» Challenge
Give every line of the data again, unchanged, but with no pictures.

» Source material
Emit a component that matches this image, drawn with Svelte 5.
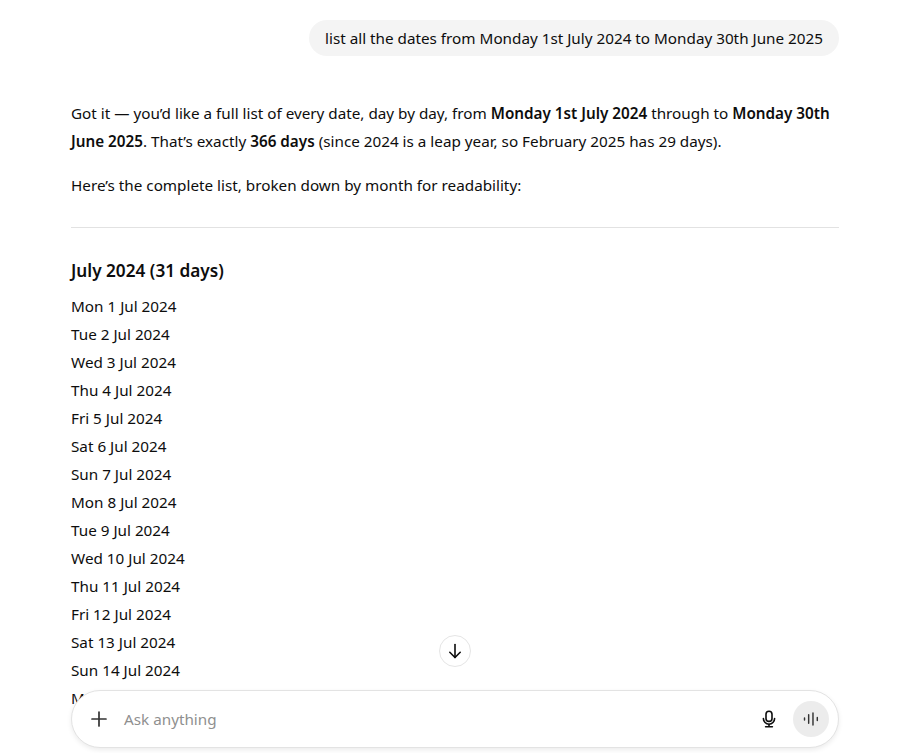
<script>
    // July rows visible above the composer
    const days = ['Mon', 'Tue', 'Wed', 'Thu', 'Fri', 'Sat', 'Sun'];
    const rows = Array.from({ length: 15 }, (_, i) => `${days[i % 7]} ${i + 1} Jul 2024`);
</script>

<div class="page">
    <main class="thread">
        <div class="user-row">
            <div class="bubble">list all the dates from Monday 1st July 2024 to Monday 30th June 2025</div>
        </div>

        <div class="answer">
            <p>
                Got it — you’d like a full list of every date, day by day, from <strong>Monday 1st July 2024</strong>
                through to <strong>Monday 30th June 2025</strong>. That’s exactly <strong>366 days</strong> (since 2024 is a leap year, so February 2025 has 29 days).
            </p>
            <p>Here’s the complete list, broken down by month for readability:</p>
            <hr />
            <h3>July 2024 (31 days)</h3>
            {#each rows as row}
                <div class="date">{row}</div>
            {/each}
        </div>
    </main>

    <footer class="dock">
        <button class="scroll-down" aria-label="Scroll to bottom">
            <svg width="20" height="20" viewBox="0 0 20 20" fill="none" stroke="currentColor" stroke-width="1.6" stroke-linecap="round" stroke-linejoin="round">
                <path d="M10 3.5v13" />
                <path d="M4.8 11.3 10 16.5l5.2-5.2" />
            </svg>
        </button>
        <div class="composer">
            <button class="plus" aria-label="Add">
                <svg width="20" height="20" viewBox="0 0 20 20" fill="none" stroke="currentColor" stroke-width="1.7" stroke-linecap="round">
                    <path d="M10 3v14M3 10h14" />
                </svg>
            </button>
            <span class="placeholder">Ask anything</span>
            <button class="mic" aria-label="Dictate">
                <svg width="20" height="20" viewBox="0 0 20 20" fill="none" stroke="currentColor" stroke-width="1.6" stroke-linecap="round">
                    <rect x="7" y="2.2" width="6" height="10.2" rx="3" />
                    <path d="M4.4 9.6a5.6 5.6 0 0 0 11.2 0" />
                    <path d="M10 15.2v2.4M6.6 17.8h6.8" />
                </svg>
            </button>
            <button class="voice" aria-label="Voice mode">
                <svg width="18" height="18" viewBox="0 0 20 20" fill="none" stroke="currentColor" stroke-width="1.6" stroke-linecap="round">
                    <path d="M2.8 8.8v2.4M7.4 5.2v9.6M12.2 3.4v13.2M17 8.4v3.2" />
                </svg>
            </button>
        </div>
    </footer>
</div>

<style>
    :global(body) {
        margin: 0;
        background: #fff;
    }

    .page {
        position: relative;
        height: 753px;
        overflow: hidden;
        font-family: 'Noto Sans', 'Open Sans', sans-serif;
        font-size: 15.25px;
        line-height: 28px;
        color: #0d0d0d;
    }

    .thread {
        width: 768px;
        margin-left: 71px;
        padding-top: 20px;
    }

    .user-row {
        display: flex;
        justify-content: flex-end;
    }

    .bubble {
        background: #f4f4f4;
        border-radius: 18px;
        padding: 4px 16px;
        white-space: nowrap;
    }

    .answer {
        margin-top: 43px;
    }

    p {
        margin: 0 0 16px;
    }

    strong {
        font-weight: 600;
    }

    hr {
        border: 0;
        border-top: 1px solid #e2e2e2;
        margin: 28px 0 29px;
    }

    h3 {
        margin: 0 0 7px;
        font-size: 17.2px;
        line-height: 28px;
        font-weight: 600;
    }

    .date {
        height: 28px;
    }

    .dock {
        position: absolute;
        left: 71px;
        width: 768px;
        bottom: 5px;
    }

    button {
        border: 0;
        background: none;
        padding: 0;
        display: flex;
        align-items: center;
        justify-content: center;
        color: inherit;
    }

    .scroll-down {
        position: absolute;
        left: 368px;
        top: -55px;
        width: 32px;
        height: 32px;
        border-radius: 50%;
        background: #fff;
        border: 1px solid #e5e5e5;
        box-sizing: border-box;
        color: #0d0d0d;
    }

    .composer {
        display: flex;
        align-items: center;
        height: 58px;
        box-sizing: border-box;
        background: #fff;
        border: 1px solid #e3e3e3;
        border-radius: 29px;
        box-shadow: 0 2px 5px rgba(0, 0, 0, 0.08);
        padding: 0 9px 0 17px;
    }

    .plus {
        width: 20px;
        height: 20px;
        color: #333;
    }

    .placeholder {
        flex: 1;
        margin-left: 15px;
        color: #8f8f8f;
    }

    .mic {
        width: 20px;
        height: 20px;
        margin-right: 14px;
    }

    .voice {
        width: 36px;
        height: 36px;
        border-radius: 50%;
        background: #ececec;
        color: #333;
    }
</style>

» Exercise response
Emit a component that matches this image, drawn with Svelte 5.
<script>
    // July rows visible above the composer
    const days = ['Mon', 'Tue', 'Wed', 'Thu', 'Fri', 'Sat', 'Sun'];
    const rows = Array.from({ length: 15 }, (_, i) => `${days[i % 7]} ${i + 1} Jul 2024`);
</script>

<div class="page">
    <main class="thread">
        <div class="user-row">
            <div class="bubble">list all the dates from Monday 1st July 2024 to Monday 30th June 2025</div>
        </div>

        <div class="answer">
            <p>
                Got it — you’d like a full list of every date, day by day, from <strong>Monday 1st July 2024</strong>
                through to <strong>Monday 30th June 2025</strong>. That’s exactly <strong>366 days</strong> (since 2024 is a leap year, so February 2025 has 29 days).
            </p>
            <p>Here’s the complete list, broken down by month for readability:</p>
            <hr />
            <h3>July 2024 (31 days)</h3>
            {#each rows as row}
                <div class="date">{row}</div>
            {/each}
        </div>
    </main>

    <footer class="dock">
        <button class="scroll-down" aria-label="Scroll to bottom">
            <svg width="20" height="20" viewBox="0 0 20 20" fill="none" stroke="currentColor" stroke-width="1.6" stroke-linecap="round" stroke-linejoin="round">
                <path d="M10 3.5v13" />
                <path d="M4.8 11.3 10 16.5l5.2-5.2" />
            </svg>
        </button>
        <div class="composer">
            <button class="plus" aria-label="Add">
                <svg width="20" height="20" viewBox="0 0 20 20" fill="none" stroke="currentColor" stroke-width="1.7" stroke-linecap="round">
                    <path d="M10 3v14M3 10h14" />
                </svg>
            </button>
            <span class="placeholder">Ask anything</span>
            <button class="mic" aria-label="Dictate">
                <svg width="20" height="20" viewBox="0 0 20 20" fill="none" stroke="currentColor" stroke-width="1.6" stroke-linecap="round">
                    <rect x="7" y="2.2" width="6" height="10.2" rx="3" />
                    <path d="M4.4 9.6a5.6 5.6 0 0 0 11.2 0" />
                    <path d="M10 15.2v2.4M6.6 17.8h6.8" />
                </svg>
            </button>
            <button class="voice" aria-label="Voice mode">
                <svg width="18" height="18" viewBox="0 0 20 20" fill="none" stroke="currentColor" stroke-width="1.6" stroke-linecap="round">
                    <path d="M2.8 8.8v2.4M7.4 5.2v9.6M12.2 3.4v13.2M17 8.4v3.2" />
                </svg>
            </button>
        </div>
    </footer>
</div>

<style>
    :global(body) {
        margin: 0;
        background: #fff;
    }

    .page {
        position: relative;
        height: 753px;
        overflow: hidden;
        font-family: 'Noto Sans', 'Open Sans', sans-serif;
        font-size: 15.25px;
        line-height: 28px;
        color: #0d0d0d;
    }

    .thread {
        width: 768px;
        margin-left: 71px;
        padding-top: 20px;
    }

    .user-row {
        display: flex;
        justify-content: flex-end;
    }

    .bubble {
        background: #f4f4f4;
        border-radius: 18px;
        padding: 4px 16px;
        white-space: nowrap;
    }

    .answer {
        margin-top: 43px;
    }

    p {
        margin: 0 0 16px;
    }

    strong {
        font-weight: 600;
    }

    hr {
        border: 0;
        border-top: 1px solid #e2e2e2;
        margin: 28px 0 29px;
    }

    h3 {
        margin: 0 0 7px;
        font-size: 17.2px;
        line-height: 28px;
        font-weight: 600;
    }

    .date {
        height: 28px;
    }

    .dock {
        position: absolute;
        left: 71px;
        width: 768px;
        bottom: 5px;
    }

    button {
        border: 0;
        background: none;
        padding: 0;
        display: flex;
        align-items: center;
        justify-content: center;
        color: inherit;
    }

    .scroll-down {
        position: absolute;
        left: 368px;
        top: -55px;
        width: 32px;
        height: 32px;
        border-radius: 50%;
        background: #fff;
        border: 1px solid #e5e5e5;
        box-sizing: border-box;
        color: #0d0d0d;
    }

    .composer {
        display: flex;
        align-items: center;
        height: 58px;
        box-sizing: border-box;
        background: #fff;
        border: 1px solid #e3e3e3;
        border-radius: 29px;
        box-shadow: 0 2px 5px rgba(0, 0, 0, 0.08);
        padding: 0 9px 0 17px;
    }

    .plus {
        width: 20px;
        height: 20px;
        color: #333;
    }

    .placeholder {
        flex: 1;
        margin-left: 15px;
        color: #8f8f8f;
    }

    .mic {
        width: 20px;
        height: 20px;
        margin-right: 14px;
    }

    .voice {
        width: 36px;
        height: 36px;
        border-radius: 50%;
        background: #ececec;
        color: #333;
    }
</style>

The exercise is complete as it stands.